• _Problem to work on_
Exactly the lines from the start of the data below through the line that contains "const navItems: string[]" are to be copied, with pictures left out.
★ ★ ★ ★ ★ ★ ★
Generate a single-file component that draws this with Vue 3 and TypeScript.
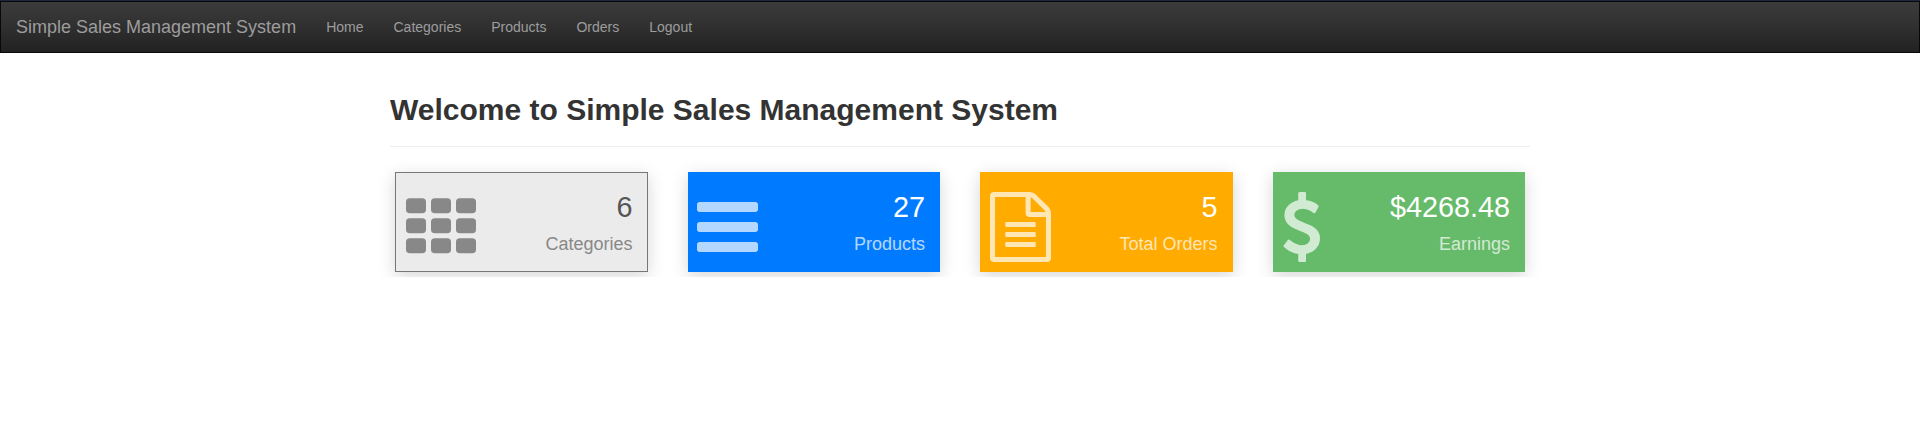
<script setup lang="ts">
interface Stat {
  value: string
  label: string
  tone: string
  icon: 'grid' | 'bars' | 'file' | 'dollar'
}

const navItems: string[] = ['Home', 'Categories', 'Products', 'Orders', 'Logout']

const stats: Stat[] = [
  { value: '6', label: 'Categories', tone: 'light', icon: 'grid' },
  { value: '27', label: 'Products', tone: 'blue', icon: 'bars' },
  { value: '5', label: 'Total Orders', tone: 'amber', icon: 'file' },
  { value: '$4268.48', label: 'Earnings', tone: 'green', icon: 'dollar' }
]

const gridCells = [0, 25, 50].flatMap((x) => [6.25, 26.25, 46.25].map((y) => ({ x, y })))
</script>

<template>
  <div class="page">
    <nav class="navbar">
      <a class="brand" href="#">Simple Sales Management System</a>
      <ul class="nav">
        <li v-for="item in navItems" :key="item"><a href="#">{{ item }}</a></li>
      </ul>
    </nav>

    <main class="container">
      <header class="page-header">
        <h1>Welcome to Simple Sales Management System</h1>
      </header>

      <section class="stats">
        <div v-for="stat in stats" :key="stat.label" class="stat-col">
          <article class="card" :class="`card--${stat.tone}`">
            <div class="icon">
              <svg v-if="stat.icon === 'grid'" width="70" height="70" viewBox="0 0 70 70" fill="currentColor">
                <rect v-for="c in gridCells" :key="`${c.x}-${c.y}`" :x="c.x" :y="c.y" width="20" height="15" rx="3.75" />
              </svg>
              <svg v-else-if="stat.icon === 'bars'" class="bars" width="61" height="70" viewBox="0 0 1536 1792" preserveAspectRatio="none" fill="currentColor">
                <path d="M1536 1344v128q0 26-19 45t-45 19h-1408q-26 0-45-19t-19-45v-128q0-26 19-45t45-19h1408q26 0 45 19t19 45zM1536 832v128q0 26-19 45t-45 19h-1408q-26 0-45-19t-19-45v-128q0-26 19-45t45-19h1408q26 0 45 19t19 45zM1536 320v128q0 26-19 45t-45 19h-1408q-26 0-45-19t-19-45v-128q0-26 19-45t45-19h1408q26 0 45 19t19 45z" />
              </svg>
              <svg v-else-if="stat.icon === 'file'" width="61" height="70" viewBox="0 0 1536 1792" preserveAspectRatio="none" fill="currentColor">
                <path d="M1468 380q28 28 48 76t20 88v1152q0 40-28 68t-68 28h-1344q-40 0-68-28t-28-68v-1600q0-40 28-68t68-28h896q40 0 88 20t76 48zM1024 136v376h376q-10-29-22-41l-313-313q-12-12-41-22zM1408 1664v-1024h-416q-40 0-68-28t-28-68v-416h-768v1536h1280zM384 800q0-14 9-23t23-9h704q14 0 23 9t9 23v64q0 14-9 23t-23 9h-704q-14 0-23-9t-9-23v-64zM1120 1024q14 0 23 9t9 23v64q0 14-9 23t-23 9h-704q-14 0-23-9t-9-23v-64q0-14 9-23t23-9h704zM1120 1280q14 0 23 9t9 23v64q0 14-9 23t-23 9h-704q-14 0-23-9t-9-23v-64q0-14 9-23t23-9h704z" />
              </svg>
              <svg v-else width="41" height="70" viewBox="415 0 1050 1792" fill="currentColor">
                <path d="M1362 1185q0 153-99.5 263.5t-258.5 136.5v175q0 14-9 23t-23 9h-135q-13 0-22.5-9.5t-9.5-22.5v-175q-66-9-127.5-31t-101.5-44.5-74-48-46.5-37.5-17.5-18q-17-21-2-41l103-135q7-10 23-12 15-2 24 9l2 2q113 99 243 125 37 8 74 8 81 0 142.5-43t61.5-122q0-28-15-53t-33.5-42-58.5-37.5-66-32-80-32.5q-39-16-61.5-25t-61.5-26.5-62.5-31-56.5-35.5-53.5-42.5-43.5-49-35.5-58-21-66.5-8.5-78q0-138 98-242t255-134v-180q0-13 9.5-22.5t22.5-9.5h135q14 0 23 9t9 23v176q57 6 110.5 23t87 33.5 63.5 37.5 39 29 15 14q17 18 5 38l-81 146q-8 15-23 16-14 3-27-7-3-3-14.5-12t-39-26.5-58.5-32-74.5-26-85.5-11.5q-95 0-155 43t-60 111q0 26 8.5 48t29.5 41.5 39.5 33 56 31 60.5 27 70 27.5q53 20 81 31.5t76 35 75.5 42.5 62 50 53 63.5 31.5 76.5 13 94z" />
              </svg>
            </div>
            <div class="text">
              <div class="value">{{ stat.value }}</div>
              <div class="label">{{ stat.label }}</div>
            </div>
          </article>
        </div>
      </section>
    </main>
  </div>
</template>

<style>
html,
body {
  margin: 0;
  background: #fff;
}
</style>

<style scoped>
.page {
  border-top: 1px solid #1d2740;
  font-family: "Liberation Sans", Arial, sans-serif;
  font-size: 14px;
  line-height: 20px;
  color: #333;
}

.navbar {
  display: flex;
  box-sizing: border-box;
  height: 52px;
  background: linear-gradient(to bottom, #3c3c3c 0%, #222 100%);
  border: 1px solid #080808;
}

.brand {
  padding: 15px;
  font-size: 18px;
  color: #9d9d9d;
  text-decoration: none;
}

.nav {
  display: flex;
  margin: 0;
  padding: 0;
  list-style: none;
}

.nav a {
  display: block;
  padding: 15px;
  color: #9d9d9d;
  text-decoration: none;
}

.container {
  box-sizing: border-box;
  width: 1170px;
  margin: 0 auto;
  padding: 0 15px;
}

.page-header {
  margin: 40px 0 20px;
  padding-bottom: 10px;
  border-bottom: 1px solid #eee;
}

h1 {
  margin: 0 0 10px;
  font-size: 30px;
  font-weight: 700;
  line-height: 33px;
}

.stats {
  display: grid;
  grid-template-columns: repeat(4, 1fr);
  margin: 0 -15px;
}

.stat-col {
  padding: 5px 20px;
}

.card {
  display: flex;
  justify-content: space-between;
  box-sizing: border-box;
  height: 100px;
  padding: 20px 15px 0 10px;
  color: #fff;
  box-shadow: 0 4px 16px rgba(0, 0, 0, 0.16);
}

.card--light {
  padding: 19px 14px 0 10px;
  color: #555;
  background: #ebebeb;
  border: 1px solid #777;
}

.card--blue {
  background: #007bff;
}

.card--amber {
  background: #ffab00;
}

.card--green {
  background: #66bb6a;
}

.icon {
  height: 70px;
  opacity: 0.7;
}

.card--light .icon,
.card--light .label {
  color: #888;
  opacity: 1;
}

.icon svg {
  display: block;
}

.icon .bars {
  margin-left: -0.5px;
}

.text {
  text-align: right;
}

.value {
  font-size: 28.8px;
  line-height: 31px;
  margin-bottom: 11px;
}

.label {
  font-size: 18px;
  line-height: 20px;
  opacity: 0.7;
}
</style>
★ ★ ★ ★ ★ ★ ★
• _Response for this exercise_
Generate a single-file component that draws this with Vue 3 and TypeScript.
<script setup lang="ts">
interface Stat {
  value: string
  label: string
  tone: string
  icon: 'grid' | 'bars' | 'file' | 'dollar'
}

const navItems: string[] = ['Home', 'Categories', 'Products', 'Orders', 'Logout']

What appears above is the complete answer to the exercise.